Note how many lines hold "React" and report that number by itself.
==== RECORDED DATA
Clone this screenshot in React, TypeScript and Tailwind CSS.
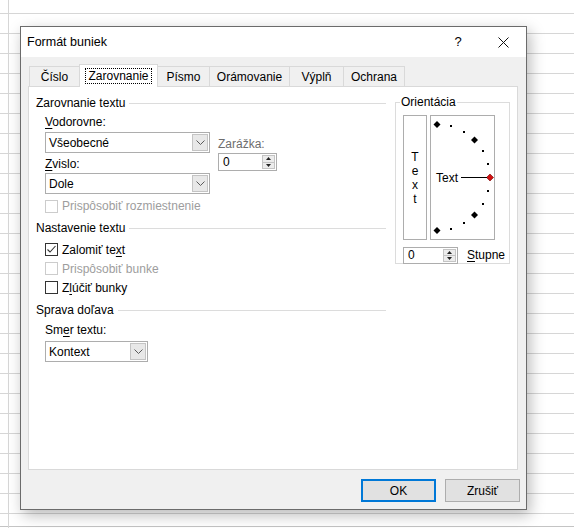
import React from "react";

const ui = "font-['Segoe_UI','Liberation_Sans',Arial,sans-serif] text-[12px] text-black";

function Chevron() {
  return (
    <svg width="9" height="5" viewBox="0 0 9 5">
      <path d="M0.5 0.5 L4.5 4.5 L8.5 0.5" fill="none" stroke="#5a5a5a" strokeWidth="1" />
    </svg>
  );
}

function Select({ value, className }: { value: string; className: string }) {
  return (
    <div className={`flex border border-[#adadad] bg-white ${className}`}>
      <div className="flex flex-1 items-center pl-[3px]">{value}</div>
      <div className="m-[1px] flex w-[16px] items-center justify-center border border-[#c4c4c4] bg-[#e8e8e8]">
        <Chevron />
      </div>
    </div>
  );
}

function Spinner({ value, className }: { value: string; className: string }) {
  return (
    <div className={`flex border border-[#adadad] bg-white ${className}`}>
      <div className="flex flex-1 items-center pl-[4px]">{value}</div>
      <div className="my-[1px] mr-[1px] flex w-[13px] flex-col border border-[#c4c4c4] bg-[#ececec]">
        <div className="flex flex-1 items-center justify-center border-b border-[#c4c4c4]">
          <svg width="5" height="3" viewBox="0 0 5 3">
            <path d="M0 3 L2.5 0 L5 3 Z" fill="#222" />
          </svg>
        </div>
        <div className="flex flex-1 items-center justify-center">
          <svg width="5" height="3" viewBox="0 0 5 3">
            <path d="M0 0 L2.5 3 L5 0 Z" fill="#222" />
          </svg>
        </div>
      </div>
    </div>
  );
}

function Checkbox({ checked, disabled }: { checked?: boolean; disabled?: boolean }) {
  return (
    <div
      className={
        disabled
          ? "flex h-[13px] w-[13px] items-center justify-center border border-[#cccccc] bg-white"
          : "flex h-[13px] w-[13px] items-center justify-center border border-[#333333] bg-white"
      }
    >
      {checked && (
        <svg width="11" height="11" viewBox="0 0 11 11">
          <path d="M1.5 5.5 L4 8 L9.5 2" fill="none" stroke="#333" strokeWidth="1.1" />
        </svg>
      )}
    </div>
  );
}

function Heading({ children }: { children: React.ReactNode }) {
  return (
    <div className="flex h-[16px] items-center gap-[4px]">
      <span className="leading-[16px]">{children}</span>
      <div className="h-px flex-1 bg-[#dcdcdc]" />
    </div>
  );
}

// semicircle of degree marks, centre on the left edge
function Dial() {
  const cx = 6;
  const cy = 61.5;
  const r = 53;
  const marks = [];
  for (let a = 90; a >= -90; a -= 15) {
    const rad = (a * Math.PI) / 180;
    const x = cx + r * Math.cos(rad);
    const y = cy - r * Math.sin(rad);
    if (a === 0) {
      marks.push(
        <polygon
          key={a}
          points={`${x},${y - 3.5} ${x + 3.5},${y} ${x},${y + 3.5} ${x - 3.5},${y}`}
          fill="#d01010"
          stroke="#7a0000"
          strokeWidth="0.6"
        />
      );
    } else if (a % 45 === 0) {
      marks.push(
        <polygon
          key={a}
          points={`${x},${y - 3.5} ${x + 3.5},${y} ${x},${y + 3.5} ${x - 3.5},${y}`}
          fill="#000"
        />
      );
    } else {
      marks.push(<rect key={a} x={Math.round(x) - 1} y={Math.round(y) - 1} width="2" height="2" fill="#000" />);
    }
  }
  return (
    <svg width="63" height="123" viewBox="0 0 63 123">
      {marks}
      <text x="5" y="66" fontSize="12" fontFamily="'Segoe UI','Liberation Sans',Arial,sans-serif" fill="#000">
        Text
      </text>
      <line x1="30" y1="61.5" x2="56" y2="61.5" stroke="#000" strokeWidth="1" />
    </svg>
  );
}

const tabs = [
  { label: "Číslo", w: "w-[51px]" },
  { label: "Zarovnanie", w: "w-[79px]", active: true },
  { label: "Písmo", w: "w-[53px]" },
  { label: "Orámovanie", w: "w-[81px]" },
  { label: "Výplň", w: "w-[55px]" },
  { label: "Ochrana", w: "w-[62px]" },
];

export default function App() {
  return (
    <div
      className={`h-[528px] w-[574px] overflow-hidden bg-white pl-[20px] pt-[26px] ${ui} [background-image:linear-gradient(90deg,transparent_8px,#d6d6d6_8px,#d6d6d6_9px,transparent_9px),linear-gradient(180deg,transparent_526px,#c4c4c4_526px,#c4c4c4_527px,transparent_527px),repeating-linear-gradient(180deg,transparent_0px,transparent_13px,#d6d6d6_13px,#d6d6d6_14px,transparent_14px,transparent_20px)]`}
    >
      <div className="flex h-[484px] w-[507px] flex-col border border-[#6b6b6b] bg-[#f0f0f0] shadow-[3px_5px_14px_rgba(0,0,0,0.28)]">
        {/* title bar */}
        <div className="flex h-[30px] items-center bg-white pl-[6px]">
          <span className="flex-1 text-[12.5px]">Formát buniek</span>
          <span className="w-[20px] text-center text-[13px]">?</span>
          <div className="ml-[13px] flex w-[45px] items-center justify-center">
            <svg width="11" height="11" viewBox="0 0 11 11">
              <path d="M0.5 0.5 L10.5 10.5 M10.5 0.5 L0.5 10.5" stroke="#111" strokeWidth="1" />
            </svg>
          </div>
        </div>

        {/* tabs */}
        <div className="mt-[7px] flex h-[22px] items-end pl-[8px]">
          {tabs.map((t, i) =>
            t.active ? (
              <div
                key={t.label}
                className={`relative top-[1px] z-10 -ml-px flex h-[23px] items-center justify-center border border-b-0 border-[#d9d9d9] bg-white ${t.w}`}
              >
                <span className="border border-dotted border-black px-[2px] leading-[14px]">{t.label}</span>
              </div>
            ) : (
              <div
                key={t.label}
                className={`flex h-[20px] items-center justify-center border border-b-0 border-[#d9d9d9] bg-[#f0f0f0] ${i > 0 ? "-ml-px" : ""} ${t.w}`}
              >
                {t.label}
              </div>
            )
          )}
        </div>

        {/* panel */}
        <div className="ml-[7px] flex h-[384px] w-[490px] border border-[#d9d9d9] bg-white pl-[7px] pt-[8px]">
          <div className="flex w-[350px] flex-col">
            <Heading>Zarovnanie textu</Heading>
            <div className="mt-[3px] h-[16px] pl-[9px] leading-[16px]">
              <span className="underline underline-offset-2">V</span>odorovne:
            </div>
            <div className="mt-[2px] flex pl-[9px]">
              <div className="flex w-[165px] flex-col">
                <Select value="Všeobecné" className="h-[21px]" />
                <div className="mt-[3px] h-[16px] leading-[16px]">
                  <span className="underline underline-offset-2">Z</span>vislo:
                </div>
                <Select value="Dole" className="mt-[1px] h-[21px]" />
              </div>
              <div className="ml-[8px] flex flex-col">
                <div className="mt-[4px] h-[16px] leading-[16px] text-[#6d6d6d]">Zarážka:</div>
                <Spinner value="0" className="mt-[1px] h-[18px] w-[59px]" />
              </div>
            </div>
            <div className="mt-[4px] flex h-[16px] items-center gap-[4px] pl-[9px] text-[#9d9d9d]">
              <Checkbox disabled />
              <span>Prispôsobiť rozmiestnenie</span>
            </div>

            <div className="mt-[6px]">
              <Heading>Nastavenie textu</Heading>
            </div>
            <div className="mt-[4px] flex flex-col pl-[9px]">
              <div className="flex h-[19px] items-center gap-[4px]">
                <Checkbox checked />
                <span>
                  Zalomiť te<span className="underline underline-offset-2">x</span>t
                </span>
              </div>
              <div className="flex h-[19px] items-center gap-[4px] text-[#9d9d9d]">
                <Checkbox disabled />
                <span>Prispôsobiť bunke</span>
              </div>
              <div className="flex h-[19px] items-center gap-[4px]">
                <Checkbox />
                <span>
                  Z<span className="underline underline-offset-2">l</span>účiť bunky
                </span>
              </div>
            </div>

            <div className="mt-[5px]">
              <Heading>Sprava doľava</Heading>
            </div>
            <div className="mt-[4px] h-[16px] pl-[9px] leading-[16px]">
              Sm<span className="underline underline-offset-2">e</span>r textu:
            </div>
            <div className="mt-[3px] pl-[9px]">
              <Select value="Kontext" className="h-[21px] w-[103px]" />
            </div>
          </div>

          {/* orientation group */}
          <div className="relative ml-[9px] mt-[7px] h-[162px] w-[115px] border border-[#dcdcdc] pl-[7px] pt-[12px]">
            <span className="absolute left-[4px] top-[-9px] bg-white px-[1px] leading-[16px]">Orientácia</span>
            <div className="flex gap-[3px]">
              <div className="flex h-[125px] w-[24px] flex-col items-center justify-center border border-[#adadad] leading-[14px]">
                <span>T</span>
                <span>e</span>
                <span>x</span>
                <span>t</span>
              </div>
              <div className="h-[125px] w-[65px] border border-[#adadad]">
                <Dial />
              </div>
            </div>
            <div className="mt-[6px] flex items-center">
              <Spinner value="0" className="h-[17px] w-[55px]" />
              <span className="ml-[9px]">
                <span className="underline underline-offset-2">S</span>tupne
              </span>
            </div>
          </div>
        </div>

        {/* buttons */}
        <div className="mt-[9px] flex justify-end gap-[9px] pr-[6px]">
          <button className="flex h-[23px] w-[75px] items-center justify-center border-2 border-[#0078d7] bg-[#e1e1e1]">
            OK
          </button>
          <button className="flex h-[23px] w-[75px] items-center justify-center border border-[#adadad] bg-[#e1e1e1]">
            Zrušiť
          </button>
        </div>
      </div>
    </div>
  );
}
========
■ ANSWER TO THIS EXERCISE
3